↓↓↓

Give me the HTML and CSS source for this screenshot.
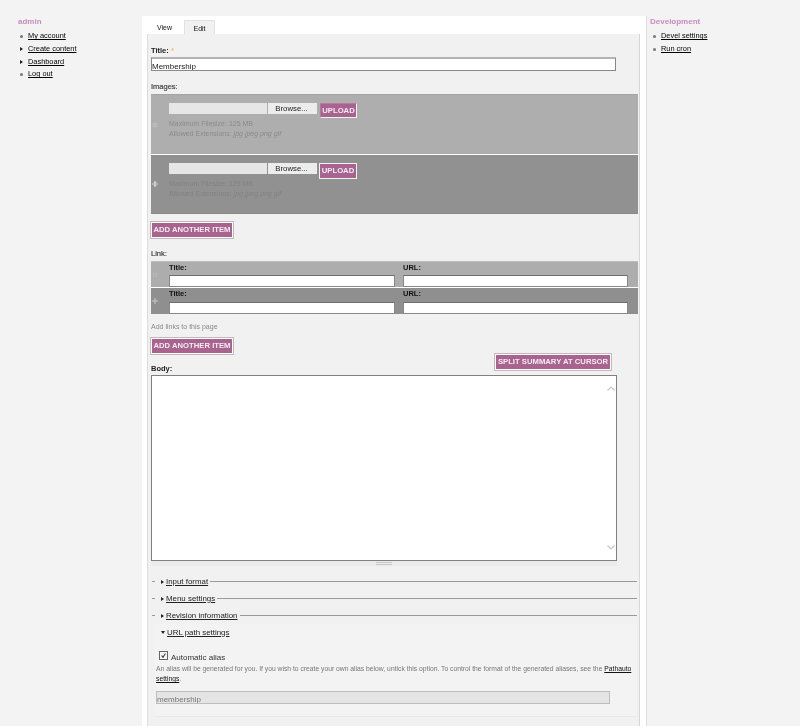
FILE: index.html
```html
<!DOCTYPE html>
<html lang="en">
<head>
<meta charset="utf-8">
<title>Edit Membership</title>
<link rel="stylesheet" href="styles.css">
</head>
<body>
<div class="page">
  <aside class="side side-left">
    <h2 class="side-title">admin</h2>
    <ul class="menu">
      <li><i class="dot"></i><a href="#">My account</a></li>
      <li><i class="tri"></i><a href="#">Create content</a></li>
      <li><i class="tri"></i><a href="#">Dashboard</a></li>
      <li><i class="dot"></i><a href="#">Log out</a></li>
    </ul>
  </aside>
  <main class="main">
    <nav class="tabs">
      <a class="tab" href="#">View</a>
      <a class="tab tab-active" href="#">Edit</a>
    </nav>
    <form class="panel">
      <label class="label">Title: <span class="req">*</span></label>
      <input class="text title-input" type="text" value="Membership">

      <div class="label label-soft section">Images:</div>
      <div class="upload upload-a">
        <svg class="handle" viewBox="0 0 7 7"><path d="M3.5 0v7M0 3.5h7M0 2h7M0 5h7" stroke="#c4c4c4" stroke-width=".7" fill="none"/></svg>
        <div class="upload-body">
          <div class="file-row">
            <span class="file-name"></span><span class="browse">Browse...</span><button class="btn btn-upload" type="button">UPLOAD</button>
          </div>
          <div class="hint">Maximum Filesize: 125 MB<br>Allowed Extensions: <em>jpg jpeg png gif</em></div>
        </div>
      </div>
      <div class="upload upload-b">
        <svg class="handle" viewBox="0 0 7 7"><path d="M3.5 0v7M0 3.5h7M2 1.5h3M2 5.5h3" stroke="#e2e2e2" stroke-width="1" fill="none"/></svg>
        <div class="upload-body">
          <div class="file-row">
            <span class="file-name"></span><span class="browse">Browse...</span><button class="btn btn-upload btn-lit" type="button">UPLOAD</button>
          </div>
          <div class="hint hint-dim">Maximum Filesize: 125 MB<br>Allowed Extensions: <em>jpg jpeg png gif</em></div>
        </div>
      </div>
      <button class="btn btn-add add-first" type="button">ADD ANOTHER ITEM</button>

      <div class="label label-soft section">Link:</div>
      <div class="link-row link-a">
        <svg class="handle" viewBox="0 0 7 7"><path d="M2 1v5M5 1v5" stroke="#c4c4c4" stroke-width=".7" fill="none"/></svg>
        <div class="link-col"><span class="link-label">Title:</span><input class="text link-input" type="text"></div>
        <div class="link-col"><span class="link-label">URL:</span><input class="text link-input" type="text"></div>
      </div>
      <div class="link-row link-b">
        <svg class="handle" viewBox="0 0 7 7"><path d="M3.5 0v7M0 3.5h7" stroke="#d0d0d0" stroke-width="1" fill="none"/></svg>
        <div class="link-col"><span class="link-label">Title:</span><input class="text link-input" type="text"></div>
        <div class="link-col"><span class="link-label">URL:</span><input class="text link-input" type="text"></div>
      </div>
      <p class="help">Add links to this page</p>
      <button class="btn btn-add add-second" type="button">ADD ANOTHER ITEM</button>

      <div class="body-head">
        <span class="label">Body:</span>
        <button class="btn btn-split" type="button">SPLIT SUMMARY AT CURSOR</button>
      </div>
      <div class="editor">
        <textarea class="area"></textarea>
        <svg class="chev chev-up" viewBox="0 0 8 5"><path d="M.5 4.5 4 1l3.500 3.500" stroke="#c8c8c8" stroke-width="1.200" fill="none"/></svg>
        <svg class="chev chev-down" viewBox="0 0 8 5"><path d="M.5.5 4 4 7.500.5" stroke="#c8c8c8" stroke-width="1.200" fill="none"/></svg>
      </div>
      <div class="grippie"><span class="grip"></span></div>

      <div class="fold fold-first"><span class="fold-dash"></span><i class="tri"></i><a href="#">Input format</a><span class="fold-line"></span></div>
      <div class="fold"><span class="fold-dash"></span><i class="tri"></i><a href="#">Menu settings</a><span class="fold-line"></span></div>
      <div class="fold"><span class="fold-dash"></span><i class="tri"></i><a href="#">Revision information</a><span class="fold-line"></span></div>

      <section class="url-set">
        <div class="url-legend"><i class="tri-down"></i><a href="#">URL path settings</a></div>
        <div class="check-row">
          <span class="check"><svg viewBox="0 0 9 9"><path d="M2 4.500 3.800 6.800 7 2" stroke="#333" stroke-width="1.300" fill="none"/></svg></span>
          <span class="check-text">Automatic alias</span>
        </div>
        <p class="desc">An alias will be generated for you. If you wish to create your own alias below, untick this option. To control the format of the generated aliases, see the <a href="#">Pathauto settings</a>.</p>
        <input class="text alias" type="text" value="membership" disabled>
      </section>
    </form>
  </main>
  <aside class="side side-right">
    <h2 class="side-title">Development</h2>
    <ul class="menu">
      <li><i class="dot"></i><a href="#">Devel settings</a></li>
      <li><i class="dot"></i><a href="#">Run cron</a></li>
    </ul>
  </aside>
</div>
</body>
</html>
```

FILE: styles.css
```css
* { box-sizing: border-box; }
html, body { margin: 0; height: 726px; overflow: hidden; }
body {
  background: #f3f3f3;
  color: #111;
  font-family: "Liberation Sans", Arial, sans-serif;
  font-size: 8px;
  line-height: 10px;
}
a { color: #000; text-decoration: underline; }
.page { display: grid; grid-template-columns: 142px 505px 1fr; height: 726px; filter: blur(.3px); }

/* sidebars */
.side { padding-top: 16px; }
.side-left { padding-left: 18px; }
.side-right { padding-left: 3px; }
.side-title { margin: 0 0 4px; height: 10px; font-size: 8px; line-height: 12px; font-weight: bold; color: #c78dbf; }
.menu { list-style: none; margin: 0; padding: 0 0 0 2px; }
.menu li { display: flex; align-items: center; height: 12.700px; }
.side-left .menu li i { margin-right: 5px; }
.side-right .menu { padding-left: 3px; }
.side-right .menu li i { margin-right: 5px; }
.side-left .menu a, .side-right .menu a { font-size: 7.400px; }
.dot { flex: none; width: 3px; height: 3px; border-radius: 50%; background: #777; }
.tri { flex: none; width: 0; height: 0; border-left: 3px solid #222; border-top: 2.500px solid transparent; border-bottom: 2.500px solid transparent; }
.tri-down { flex: none; width: 0; height: 0; border-top: 3px solid #222; border-left: 2.500px solid transparent; border-right: 2.500px solid transparent; }

/* centre column */
.main {
  margin-top: 16px;
  padding: 0 6px 0 5px;
  background: #fff;
  border-right: 1px solid #ddd;
  height: 710px;
}
.tabs { display: flex; height: 18px; padding-left: 10px; align-items: flex-end; }
.tab { display: block; height: 14px; line-height: 15px; font-size: 7px; color: #111; text-decoration: none; }
.tabs .tab:first-child { width: 27px; }
.tab-active {
  width: 31px; text-align: center;
  background: #f1f1f1;
  border: 1px solid #e2e2e2;
  border-bottom: 0;
}
.panel {
  height: 692px;
  padding: 11px 1px 0 3px;
  background: #f1f1f1;
  border-left: 1px solid #dcdcdc;
  border-right: 1px solid #d6d6d6;
}
.label { display: block; height: 10px; font-size: 7.500px; line-height: 12px; font-weight: bold; color: #222; }
.label-soft { font-weight: normal; -webkit-text-stroke: .2px #444; color: #444; }
.req { color: #f0c060; }
.section { margin-top: 10px; margin-bottom: 3px; }

.text {
  display: block;
  background: #fff;
  border: 1px solid #888;
  border-top: 2px solid #b4b4b4;
  border-radius: 0;
  font: 8px/10px "Liberation Sans", Arial, sans-serif;
  color: #222;
  padding: 3px 0 0;
  outline: 0;
}
.title-input { margin-top: 2px; width: 465px; height: 14px; }

/* uploads */
.upload { display: flex; width: 487px; }
.upload-a { height: 61px; background: #aeaeae; border-top: 1px solid #a4a4a4; border-bottom: 1px solid #fff; }
.upload-b { height: 59px; background: #919191; border-bottom: 1px solid #8a8a8a; }
.handle { flex: none; width: 6px; height: 6px; margin: 26px 11px 0 1px; }
.upload-a .handle { margin-top: 27px; }
.upload-body { padding-top: 8px; }
.file-row { display: flex; align-items: flex-start; height: 16px; }
.file-name { display: block; width: 98px; height: 11px; background: #e6e6e6; }
.browse {
  display: block; width: 49px; height: 11px; margin-left: 1px; padding-right: 2px;
  background: #ececec; color: #222;
  font-size: 7.800px; line-height: 12px; text-align: center;
}
.btn {
  display: block;
  margin: 0;
  padding: 0;
  background: #a9638f;
  color: #f6eaf3;
  border: 1px solid #fff;
  outline: 1px solid #c4b8c0;
  outline-offset: 0;
  font: bold 7.700px/12px "Liberation Sans", Arial, sans-serif;
  text-align: center;
}
.btn-upload { width: 37px; height: 15px; margin-left: 3px; margin-top: 0; outline: 0; border-color: #b878a4 #f4f4f4 #f4f4f4 #b878a4; }
.btn-lit { width: 38px; height: 16px; margin-left: 2px; border-color: #f2f2f2; }
.hint { font-size: 7px; line-height: 9.500px; color: #8b8b8b; }
.hint em { font-style: italic; }
.hint-dim { color: #828282; }
.btn-add { height: 16px; width: 82px; }
.add-first { margin-top: 8px; }
.add-second { margin-top: 6px; }

/* links */
.link-row { display: flex; width: 487px; }
.link-a { background: #adadad; border-top: 1px solid #bdbdbd; height: 27px; border-bottom: 1px solid #fff; }
.link-b { background: #8f8f8f; height: 26px; }
.link-row .handle { margin: 10px 11px 0 1px; }
.link-col { width: 234px; padding-right: 8px; }
.link-label { display: block; font-size: 7.500px; line-height: 12px; font-weight: bold; color: #111; }
.link-a .link-label { height: 13px; }
.link-b .link-label { height: 14px; }
.link-input { width: 226px; height: 12px; border-top: 1px solid #6e6e6e; }
.link-col:last-child .link-input { width: 225px; }
.help { margin: 8px 0 0; height: 10px; font-size: 7px; line-height: 10px; color: #888; }

/* body */
.body-head { display: flex; justify-content: space-between; align-items: flex-start; width: 460px; height: 21px; }
.body-head .label { margin-top: 9px; }
.btn-split { width: 116px; height: 16px; }
.editor { position: relative; width: 466px; height: 186px; }
.area { display: block; width: 100%; height: 100%; background: #fff; border: 1px solid #808080; border-radius: 0; outline: 0; resize: none; overflow: hidden; margin: 0; padding: 2px; }
.chev { position: absolute; right: 2px; width: 8px; height: 5px; }
.chev-up { top: 11px; }
.chev-down { bottom: 11px; }
.grippie { display: flex; justify-content: center; width: 466px; height: 5px; background: #ebebeb; padding-top: 1px; }
.grip { display: block; width: 16px; height: 3px; border-top: 1px solid #c8c8c8; border-bottom: 1px solid #c8c8c8; }

/* fieldsets */
.fold { display: flex; align-items: center; height: 17px; width: 486px; }
.fold-first { margin-top: 7px; }
.fold .tri { margin: 0 2px 0 6px; }
.fold a { font-size: 7.900px; color: #222; }
.fold-dash { width: 3px; height: 1px; margin-left: 1px; background: #999; }
.fold-line { flex: 1; height: 1px; margin-left: 2px; background: #9a9a9a; }
.url-set {
  width: 483px;
  height: 93px;
  margin-left: 4px;
  padding: 0 2px 0 1px;
  background: #f3f3f3;
  border-bottom: 1px solid #e9e9e9;
  border-right: 1px solid #ececec;
}
.url-legend { display: flex; align-items: center; height: 17px; padding-left: 5px; }
.url-legend a { margin-left: 2px; font-size: 7.900px; color: #222; }
.check-row { display: flex; align-items: flex-start; height: 12px; margin-top: 10px; padding-left: 3px; }
.check { display: block; width: 9px; height: 9px; background: #f7f7f7; border: 1px solid #666; margin-right: 3px; }
.check svg { display: block; width: 7px; height: 7px; }
.check-text { font-size: 8px; line-height: 13px; color: #333; }
.desc { margin: 1px 0 0; font-size: 6.750px; line-height: 10px; color: #777; }
.desc a { color: #111; }
.alias {
  width: 454px; height: 13px; margin-top: 7px; padding-top: 4px;
  background: #e4e4e4;
  border: 1px solid #bdbdbd;
  color: #777;
  font-size: 8px;
}
```
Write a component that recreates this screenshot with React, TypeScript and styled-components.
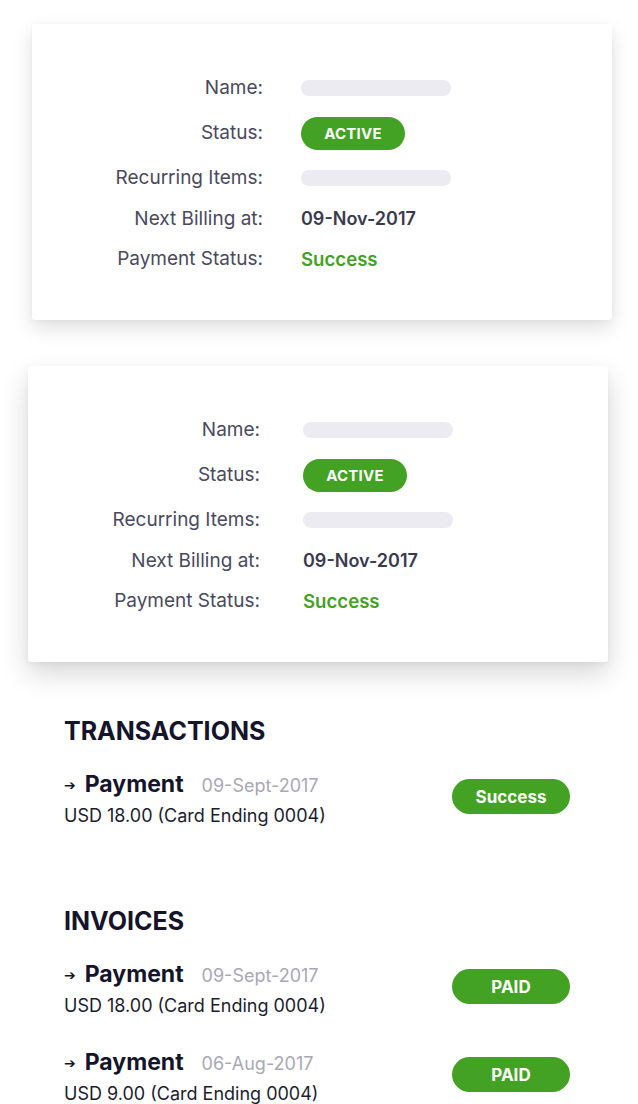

↑↑↑

* **Work required**: Find each line holding the word "this" and copy it.

* **Reply**:
Give me the HTML and CSS source for this screenshot.
      <p class="help">Add links to this page</p>
        <p class="desc">An alias will be generated for you. If you wish to create your own alias below, untick this option. To control the format of the generated aliases, see the <a href="#">Pathauto settings</a>.</p>
Write a component that recreates this screenshot with React, TypeScript and styled-components.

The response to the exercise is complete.